Die Frankfurter Rundschau verweist darauf, dass sich die Frage nach Westerwelles Zukunft ohnehin erst nach den anstehenden Landtagswahlen stelle: "Westerwelle ist noch Parteichef, weil seine Partei sich schon vor Dreikönig entschieden hat, ihn in diesem Amt zu belassen. Die FDP hat abgewägt und befunden, dass sie derzeit keinen Anderen (geschweige denn Besseren) hat, der sie durch die ersten drei Monate dieses Wahljahres tragen kann. Danach ist alles offen."

Ähnlich sieht die FAZ die Dinge.
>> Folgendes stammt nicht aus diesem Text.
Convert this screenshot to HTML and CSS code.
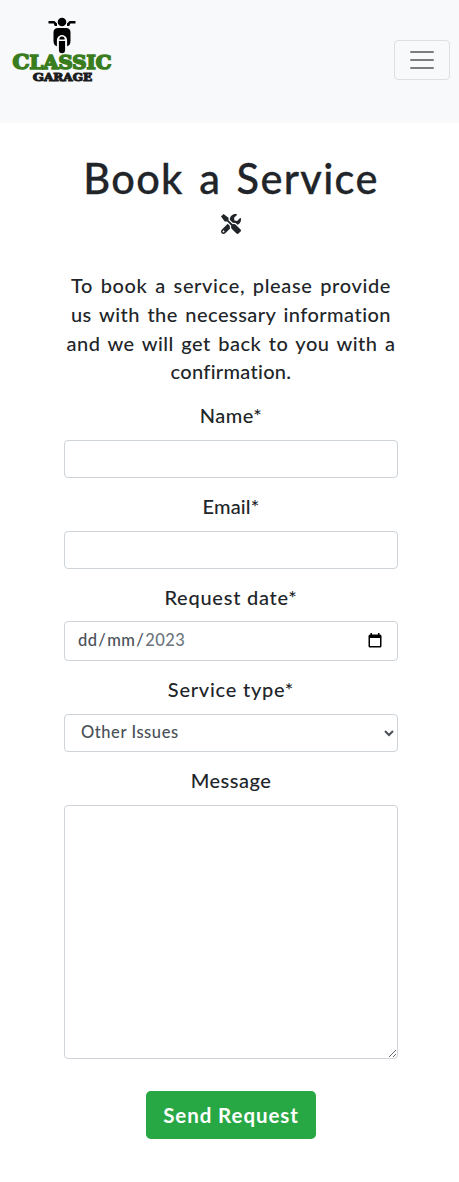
FILE: index.html
```html
<!DOCTYPE html>
<html lang="en">
<head>
<meta charset="utf-8">
<title>Classic Garage</title>
<link rel="stylesheet" href="styles.css">
</head>
<body>
<header class="navbar">
  <a class="brand" aria-label="Classic Garage">
    <svg width="104" height="72" viewBox="10 14 104 72">
      <g fill="#000">
        <circle cx="62" cy="22" r="4.3"/>
        <path d="M48.500 21h6l2.500 2.500v2.500h-2.300l-1-2.600h-5.200zM75.500 21h-6l-2.500 2.500v2.500h2.300l1-2.600h5.200z"/>
        <path d="M58 28h8q4.500 0 4.500 4.500v8.500q0 4.500-4 5.500v-6a4.500 5 0 0 0-9 0v6q-4-1-4-5.500v-8.500q0-4.500 4.500-4.500z"/>
        <path d="M59.300 39.500a2.700 3 0 0 1 5.400 0zM58.900 41h6.200v8.700a3.100 3.500 0 0 1-6.200 0z"/>
      </g>
      <path d="M57.500 47v-6.500a4.500 5 0 0 1 9 0v6.500" fill="none" stroke="#f8f9fa" stroke-width="1.200"/>
      <g class="logo-text">
        <text class="logo-classic" x="12.500" y="68.700" textLength="99" lengthAdjust="spacingAndGlyphs"><tspan class="cap-lg">C</tspan>LASSIC</text>
        <text class="logo-garage" x="32.700" y="80.700" textLength="59.400" lengthAdjust="spacingAndGlyphs"><tspan class="cap-sm">G</tspan>ARAGE</text>
      </g>
    </svg>
  </a>
  <button class="toggler" aria-label="Menu">
    <svg width="30" height="30" viewBox="0 0 30 30"><path d="M4 7h22M4 15h22M4 23h22" stroke="rgba(0,0,0,.5)" stroke-width="2" stroke-linecap="round" stroke-miterlimit="10"/></svg>
  </button>
</header>
<main class="content">
  <h1 class="title">Book a Service</h1>
  <svg class="tools" width="20" height="20" viewBox="0 0 512 512"><path fill="#212529" d="M501.100 395.700L384 278.600c-23.100-23.100-57.600-27.600-85.400-13.900L192 158.100V96L64 0 0 64l96 128h62.100l106.600 106.600c-13.600 27.800-9.200 62.300 13.900 85.400l117.100 117.100c14.600 14.600 38.200 14.600 52.700 0l52.700-52.700c14.500-14.600 14.500-38.200 0-52.700zM331.700 225c28.300 0 54.900 11 74.900 31l19.400 19.400c15.800-6.900 30.800-16.500 43.800-29.500 37.100-37.100 49.700-89.300 37.900-136.700-2.200-9-13.500-12.100-20.100-5.500l-74.400 74.400-67.900-11.300L334 98.900l74.400-74.400c6.600-6.600 3.400-17.900-5.700-20.200-47.400-11.700-99.600.9-136.600 37.900-28.500 28.500-41.900 66.100-41.200 103.600l82.100 82.100c8.100-1.900 16.500-2.900 24.700-2.900zm-103.900 82l-56.700-56.700L18.700 402.800c-25 25-25 65.500 0 90.500s65.500 25 90.500 0l123.600-123.600c-7.600-19.900-9.900-41.600-5-62.700zM64 472c-13.200 0-24-10.800-24-24 0-13.300 10.700-24 24-24s24 10.700 24 24c0 13.200-10.700 24-24 24z"/></svg>
  <p class="intro">
    <span class="line line-1">To book a service, please provide</span>
    <span class="line line-2">us with the necessary information</span>
    <span class="line line-3">and we will get back to you with a</span>
    <span class="line line-4">confirmation.</span>
  </p>
  <form class="form">
    <div class="group"><label class="label" for="name">Name*</label><input class="control" id="name" type="text"></div>
    <div class="group"><label class="label label-email" for="email">Email*</label><input class="control" id="email" type="email"></div>
    <div class="group"><span class="label label-wide">Request date*</span>
      <div class="control date"><span class="date-text">dd<i class="slash">/</i>mm<i class="slash">/</i><span class="year">2023</span></span>
        <svg width="14" height="15" viewBox="0 0 14 15"><path fill="#000" fill-rule="evenodd" d="M2.500 0H4v1.500h6V0h1.500v1.500H12q1.500 0 1.500 1.500v10q0 1.500-1.500 1.500H2Q.5 14.500.5 13V3Q.5 1.500 2 1.500h.5zM2 5v8h10V5z"/></svg>
      </div>
    </div>
    <div class="group"><label class="label label-wide" for="type">Service type*</label><select class="control select" id="type"><option>Other Issues</option></select></div>
    <div class="group"><label class="label" for="message">Message</label><textarea class="control message" id="message"></textarea></div>
    <button class="submit" type="button">Send Request</button>
  </form>
</main>
</body>
</html>
```
FILE: styles.css
```css
* { box-sizing: border-box; }
body {
  margin: 0;
  background: #fff;
  color: #212529;
  font-family: Lato, "Open Sans", sans-serif;
  font-weight: 500;
}
.navbar {
  height: 123px;
  padding: 14px 9px 0 10px;
  display: flex;
  justify-content: space-between;
  align-items: flex-start;
  background: #f8f9fa;
}
.brand { display: block; line-height: 0; }
.logo-text { font-family: "DejaVu Serif", serif; font-weight: 700; }
.logo-classic { font-size: 18.500px; fill: #3a7d1e; stroke: #3a7d1e; stroke-width: 1.600px; }
.cap-lg { font-size: 20px; }
.logo-garage { font-size: 10.500px; fill: #1c1c1c; stroke: #1c1c1c; stroke-width: 1px; }
.cap-sm { font-size: 11.500px; }
.toggler {
  width: 56px;
  height: 40px;
  margin-top: 26px;
  padding: 0;
  display: flex;
  align-items: center;
  justify-content: center;
  background: transparent;
  border: 1px solid rgba(0, 0, 0, .1);
  border-radius: 4px;
}
.toggler path { fill: none; }
.content {
  width: 334px;
  margin: 31px 0 0 64px;
  display: flex;
  flex-direction: column;
  align-items: center;
}
.title {
  margin: 0;
  font-size: 41.500px;
  line-height: 48px;
  font-weight: 500;
  letter-spacing: 1.350px;
  word-spacing: 3.500px;
  white-space: nowrap;
  -webkit-text-stroke: .3px #212529;
}
.tools { margin-top: 12px; display: block; }
.intro {
  margin: 37px 0 15px;
  font-size: 20px;
  line-height: 28.800px;
  text-align: center;
}
.line { display: block; white-space: nowrap; word-spacing: 2px; letter-spacing: .470px; }
.line-1 { letter-spacing: .640px; }
.line-4 { letter-spacing: .3px; }
.form { width: 100%; display: flex; flex-direction: column; align-items: center; }
.group { width: 100%; margin-bottom: 14px; display: flex; flex-direction: column; align-items: center; }
.group:nth-child(2) { margin-bottom: 13px; }
.label {
  margin-bottom: 10px;
  font-size: 20px;
  line-height: 29px;
  letter-spacing: .480px;
  white-space: nowrap;
}
.label-email { letter-spacing: .15px; }
.label-wide { letter-spacing: .750px; }
.group:nth-child(3) .label { padding-top: 1px; margin-bottom: 9px; }
.control {
  width: 100%;
  height: 38px;
  padding: 6px 12px;
  border: 1px solid #ced4da;
  border-radius: 4px;
  background: #fff;
  color: #495057;
  font-family: inherit;
  font-weight: 500;
  font-size: 16.500px;
}
.date { height: 40px; padding: 0 15px 2px 13px; display: flex; align-items: center; justify-content: space-between; }
.date-text { letter-spacing: .4px; }
.slash { font-style: normal; padding: 0 1px; }
.year { color: #6c757d; }
.select { letter-spacing: .560px; padding: 5px 0 7px 12px; }
.message { height: 254px; display: block; resize: vertical; }
.submit {
  width: 170px;
  height: 48px;
  margin-top: 18px;
  padding: 0;
  border: 0;
  border-radius: 4.800px;
  background: #28a745;
  color: #fff;
  font-family: inherit;
  font-size: 20.500px;
  font-weight: 700;
  letter-spacing: .930px;
}
```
Die Erwartungen an Westerwelles Rede hätten sich durch schlechte Umfragewerte und Rücktrittsforderungen hochgeschaukelt. "Dabei hätte klar sein müssen, dass kein noch so brillanter rhetorischer Auftritt einen Vorsitzenden retten kann, sondern nur ausreichende Wahlergebnisse im Jahr 2011 dies vermögen." Angesichts der Ausgangslage sei Westerwelles Rede sogar ordentlich gewesen: "Er hütete sich vor der Falle, mit Übertreibungen und grobschlächtiger Polemik punkten zu wollen; der notwendigen Parteiaufmunterungsrhetorik war eine kräftige Dosis Außenminister und Staatsmann beigemischt; gegenüber einigen Störern zeigte er seine Begabung als Debattenredner, der schlagfertig auf Zwischenrufe reagieren kann. Im Großen und Ganzen war die Balance gelungen."

Geradezu enthusiastisch kommentierte die Neue Zürcher Zeitung Westerwelles Rede. "Ein kämpferischer, rhetorisch wie immer brillanter Guido Westerwelle hat am Donnerstag am Stuttgarter Dreikönigstreffen der FDP klargemacht, dass er trotz deplorablen Umfragewerten und einer wahren Sturzflut von Kritik nicht ans Aufgeben denkt. (...) Hier erlebte man keine Show, sondern einen Mann, der bereit ist, für seine Ideen zu kämpfen, auch wenn ihm das ganze Land immer wieder erklärt, er irre."